[What is needed]:
Return all lines where the word "React" can be found.
— START OF Information provided —
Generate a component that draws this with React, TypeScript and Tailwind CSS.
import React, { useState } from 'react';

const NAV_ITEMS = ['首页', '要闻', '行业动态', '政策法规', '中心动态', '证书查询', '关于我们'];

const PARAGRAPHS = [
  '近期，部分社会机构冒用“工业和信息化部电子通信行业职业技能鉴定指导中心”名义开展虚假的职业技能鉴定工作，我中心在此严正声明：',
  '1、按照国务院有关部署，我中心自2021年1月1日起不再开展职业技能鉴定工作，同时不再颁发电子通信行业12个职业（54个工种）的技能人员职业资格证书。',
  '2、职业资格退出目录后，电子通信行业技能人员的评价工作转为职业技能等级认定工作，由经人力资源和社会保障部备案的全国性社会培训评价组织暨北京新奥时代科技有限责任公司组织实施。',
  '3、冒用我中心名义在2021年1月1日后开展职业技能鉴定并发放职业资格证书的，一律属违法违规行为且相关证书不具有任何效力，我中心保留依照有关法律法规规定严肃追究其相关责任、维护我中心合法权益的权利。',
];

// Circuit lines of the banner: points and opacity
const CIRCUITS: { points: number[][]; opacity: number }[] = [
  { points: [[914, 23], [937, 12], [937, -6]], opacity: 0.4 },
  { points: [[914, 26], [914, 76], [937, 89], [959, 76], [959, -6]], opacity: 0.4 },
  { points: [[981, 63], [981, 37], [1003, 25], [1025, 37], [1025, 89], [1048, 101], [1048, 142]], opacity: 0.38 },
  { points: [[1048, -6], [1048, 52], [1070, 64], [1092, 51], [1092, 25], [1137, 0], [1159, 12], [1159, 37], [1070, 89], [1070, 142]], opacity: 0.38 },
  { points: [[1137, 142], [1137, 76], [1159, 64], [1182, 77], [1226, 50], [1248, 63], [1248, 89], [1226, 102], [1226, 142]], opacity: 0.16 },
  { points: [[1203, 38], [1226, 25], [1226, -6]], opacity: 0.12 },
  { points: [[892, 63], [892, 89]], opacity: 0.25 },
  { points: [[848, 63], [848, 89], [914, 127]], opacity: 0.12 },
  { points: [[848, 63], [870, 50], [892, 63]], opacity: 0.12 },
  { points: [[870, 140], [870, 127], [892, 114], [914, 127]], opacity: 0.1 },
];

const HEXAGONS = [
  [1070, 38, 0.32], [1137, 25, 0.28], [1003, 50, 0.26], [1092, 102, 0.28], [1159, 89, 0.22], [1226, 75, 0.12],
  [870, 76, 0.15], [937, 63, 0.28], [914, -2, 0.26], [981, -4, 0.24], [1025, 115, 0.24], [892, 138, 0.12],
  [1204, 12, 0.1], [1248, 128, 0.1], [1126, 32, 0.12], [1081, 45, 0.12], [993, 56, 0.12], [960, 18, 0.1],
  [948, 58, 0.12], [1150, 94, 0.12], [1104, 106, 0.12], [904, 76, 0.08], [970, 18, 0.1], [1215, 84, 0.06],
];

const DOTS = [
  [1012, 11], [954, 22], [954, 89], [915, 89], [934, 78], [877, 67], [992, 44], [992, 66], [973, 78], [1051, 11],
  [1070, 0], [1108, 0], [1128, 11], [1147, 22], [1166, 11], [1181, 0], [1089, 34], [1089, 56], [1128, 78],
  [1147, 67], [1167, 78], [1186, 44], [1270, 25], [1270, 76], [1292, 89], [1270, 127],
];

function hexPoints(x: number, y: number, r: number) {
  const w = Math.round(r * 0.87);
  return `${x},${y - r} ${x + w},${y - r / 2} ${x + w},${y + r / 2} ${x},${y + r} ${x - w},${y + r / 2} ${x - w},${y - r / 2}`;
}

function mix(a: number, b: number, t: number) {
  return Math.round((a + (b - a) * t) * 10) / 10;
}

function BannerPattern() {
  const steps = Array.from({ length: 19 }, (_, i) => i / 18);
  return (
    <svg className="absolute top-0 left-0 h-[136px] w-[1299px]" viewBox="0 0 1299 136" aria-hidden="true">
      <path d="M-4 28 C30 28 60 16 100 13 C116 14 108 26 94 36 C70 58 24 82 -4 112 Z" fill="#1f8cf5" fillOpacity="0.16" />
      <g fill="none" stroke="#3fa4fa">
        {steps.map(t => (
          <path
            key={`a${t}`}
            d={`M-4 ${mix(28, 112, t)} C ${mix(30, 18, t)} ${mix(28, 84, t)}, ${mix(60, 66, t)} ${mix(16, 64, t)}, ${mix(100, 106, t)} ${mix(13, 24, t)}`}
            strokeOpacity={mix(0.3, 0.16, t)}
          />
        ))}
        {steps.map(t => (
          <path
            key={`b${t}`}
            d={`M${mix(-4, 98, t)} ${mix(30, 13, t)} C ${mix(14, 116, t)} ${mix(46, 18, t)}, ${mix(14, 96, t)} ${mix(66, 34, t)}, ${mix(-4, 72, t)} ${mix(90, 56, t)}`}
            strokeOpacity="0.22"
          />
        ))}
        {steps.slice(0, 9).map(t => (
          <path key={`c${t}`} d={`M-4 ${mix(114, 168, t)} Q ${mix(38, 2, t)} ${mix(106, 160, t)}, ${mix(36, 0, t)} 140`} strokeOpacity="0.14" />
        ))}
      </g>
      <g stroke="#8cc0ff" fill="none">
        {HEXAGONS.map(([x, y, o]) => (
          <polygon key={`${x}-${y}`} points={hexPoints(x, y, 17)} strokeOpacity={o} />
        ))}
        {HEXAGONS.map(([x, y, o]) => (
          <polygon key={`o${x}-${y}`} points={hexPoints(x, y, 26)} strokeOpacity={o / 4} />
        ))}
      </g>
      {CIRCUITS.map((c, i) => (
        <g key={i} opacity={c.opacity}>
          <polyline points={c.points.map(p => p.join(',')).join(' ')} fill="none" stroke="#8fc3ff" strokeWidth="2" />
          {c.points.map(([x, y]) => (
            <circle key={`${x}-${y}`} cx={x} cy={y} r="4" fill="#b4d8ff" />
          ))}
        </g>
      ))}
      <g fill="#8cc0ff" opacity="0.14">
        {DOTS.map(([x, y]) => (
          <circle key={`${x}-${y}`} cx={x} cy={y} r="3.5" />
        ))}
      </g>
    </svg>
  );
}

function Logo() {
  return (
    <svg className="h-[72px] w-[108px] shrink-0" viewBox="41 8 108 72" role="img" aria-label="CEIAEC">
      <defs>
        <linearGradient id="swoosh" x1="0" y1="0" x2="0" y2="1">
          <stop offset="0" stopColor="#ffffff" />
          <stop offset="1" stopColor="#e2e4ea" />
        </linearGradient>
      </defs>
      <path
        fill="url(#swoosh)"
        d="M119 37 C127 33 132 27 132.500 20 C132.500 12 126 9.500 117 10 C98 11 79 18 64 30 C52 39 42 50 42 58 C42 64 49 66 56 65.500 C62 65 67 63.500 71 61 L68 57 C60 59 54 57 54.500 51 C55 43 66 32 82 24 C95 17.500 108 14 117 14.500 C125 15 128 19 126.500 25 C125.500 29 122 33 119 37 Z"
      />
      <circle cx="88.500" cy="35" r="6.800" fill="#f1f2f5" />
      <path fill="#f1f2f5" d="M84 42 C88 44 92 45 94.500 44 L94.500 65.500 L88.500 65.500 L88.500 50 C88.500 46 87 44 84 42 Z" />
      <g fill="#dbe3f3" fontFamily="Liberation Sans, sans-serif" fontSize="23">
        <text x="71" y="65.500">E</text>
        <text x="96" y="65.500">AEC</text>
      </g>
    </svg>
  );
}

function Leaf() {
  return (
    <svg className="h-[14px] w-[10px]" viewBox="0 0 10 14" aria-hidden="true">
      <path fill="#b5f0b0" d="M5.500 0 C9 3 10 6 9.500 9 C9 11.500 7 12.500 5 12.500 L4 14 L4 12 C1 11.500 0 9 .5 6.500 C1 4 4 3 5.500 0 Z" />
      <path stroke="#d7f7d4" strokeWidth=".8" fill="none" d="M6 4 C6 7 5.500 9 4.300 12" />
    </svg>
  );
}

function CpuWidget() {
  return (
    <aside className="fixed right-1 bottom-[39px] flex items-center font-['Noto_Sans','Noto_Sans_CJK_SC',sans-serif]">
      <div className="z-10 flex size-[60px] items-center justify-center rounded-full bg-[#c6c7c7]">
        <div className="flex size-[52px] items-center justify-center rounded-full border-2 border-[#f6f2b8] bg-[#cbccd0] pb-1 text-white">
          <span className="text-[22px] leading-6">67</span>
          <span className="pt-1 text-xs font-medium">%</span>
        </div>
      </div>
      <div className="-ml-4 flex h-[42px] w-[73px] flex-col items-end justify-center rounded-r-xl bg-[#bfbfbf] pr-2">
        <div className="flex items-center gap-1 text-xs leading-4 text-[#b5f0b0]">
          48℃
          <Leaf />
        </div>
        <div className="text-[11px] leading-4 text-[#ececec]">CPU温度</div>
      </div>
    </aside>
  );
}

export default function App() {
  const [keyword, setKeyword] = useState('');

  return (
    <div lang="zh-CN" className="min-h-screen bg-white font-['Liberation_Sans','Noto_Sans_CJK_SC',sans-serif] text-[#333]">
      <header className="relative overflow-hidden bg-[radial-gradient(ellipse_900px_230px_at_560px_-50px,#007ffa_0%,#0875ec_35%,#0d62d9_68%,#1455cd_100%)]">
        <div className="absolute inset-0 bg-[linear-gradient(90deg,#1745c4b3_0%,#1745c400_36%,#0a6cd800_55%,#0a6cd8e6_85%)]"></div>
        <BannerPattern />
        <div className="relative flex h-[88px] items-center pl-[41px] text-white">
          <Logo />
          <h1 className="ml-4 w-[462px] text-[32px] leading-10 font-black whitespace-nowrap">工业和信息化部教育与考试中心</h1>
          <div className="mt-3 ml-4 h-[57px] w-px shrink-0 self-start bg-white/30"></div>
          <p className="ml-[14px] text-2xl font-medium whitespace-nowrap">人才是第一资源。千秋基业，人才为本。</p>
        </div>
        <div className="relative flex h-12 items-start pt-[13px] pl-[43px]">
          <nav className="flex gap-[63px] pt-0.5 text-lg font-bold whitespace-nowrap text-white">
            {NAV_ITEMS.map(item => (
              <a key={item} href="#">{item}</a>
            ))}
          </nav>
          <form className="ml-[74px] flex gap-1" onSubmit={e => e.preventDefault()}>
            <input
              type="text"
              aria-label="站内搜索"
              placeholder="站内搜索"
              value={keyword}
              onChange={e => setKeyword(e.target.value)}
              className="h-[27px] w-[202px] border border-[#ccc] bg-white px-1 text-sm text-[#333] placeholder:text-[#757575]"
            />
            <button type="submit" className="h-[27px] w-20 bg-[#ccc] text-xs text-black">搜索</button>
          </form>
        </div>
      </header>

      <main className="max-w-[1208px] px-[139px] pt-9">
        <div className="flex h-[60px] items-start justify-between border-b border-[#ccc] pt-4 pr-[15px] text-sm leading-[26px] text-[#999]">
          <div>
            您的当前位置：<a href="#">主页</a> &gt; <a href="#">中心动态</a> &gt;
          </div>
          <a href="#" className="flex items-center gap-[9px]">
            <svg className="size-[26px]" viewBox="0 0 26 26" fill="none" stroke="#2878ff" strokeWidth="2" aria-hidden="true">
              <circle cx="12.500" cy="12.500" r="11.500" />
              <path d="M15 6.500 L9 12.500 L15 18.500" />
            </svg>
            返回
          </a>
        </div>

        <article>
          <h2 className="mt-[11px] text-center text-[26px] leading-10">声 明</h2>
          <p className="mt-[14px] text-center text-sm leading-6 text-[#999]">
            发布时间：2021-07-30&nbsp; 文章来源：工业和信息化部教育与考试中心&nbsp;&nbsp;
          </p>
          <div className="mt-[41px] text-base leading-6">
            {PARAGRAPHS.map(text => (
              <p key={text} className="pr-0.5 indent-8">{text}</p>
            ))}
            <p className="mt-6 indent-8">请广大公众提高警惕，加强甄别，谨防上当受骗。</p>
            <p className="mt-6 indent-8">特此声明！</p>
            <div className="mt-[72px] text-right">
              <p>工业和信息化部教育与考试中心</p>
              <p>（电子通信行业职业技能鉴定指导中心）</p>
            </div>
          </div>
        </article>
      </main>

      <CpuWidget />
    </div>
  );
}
— END OF Information provided —
[Response]:
Generate a component that draws this with React, TypeScript and Tailwind CSS.
import React, { useState } from 'react';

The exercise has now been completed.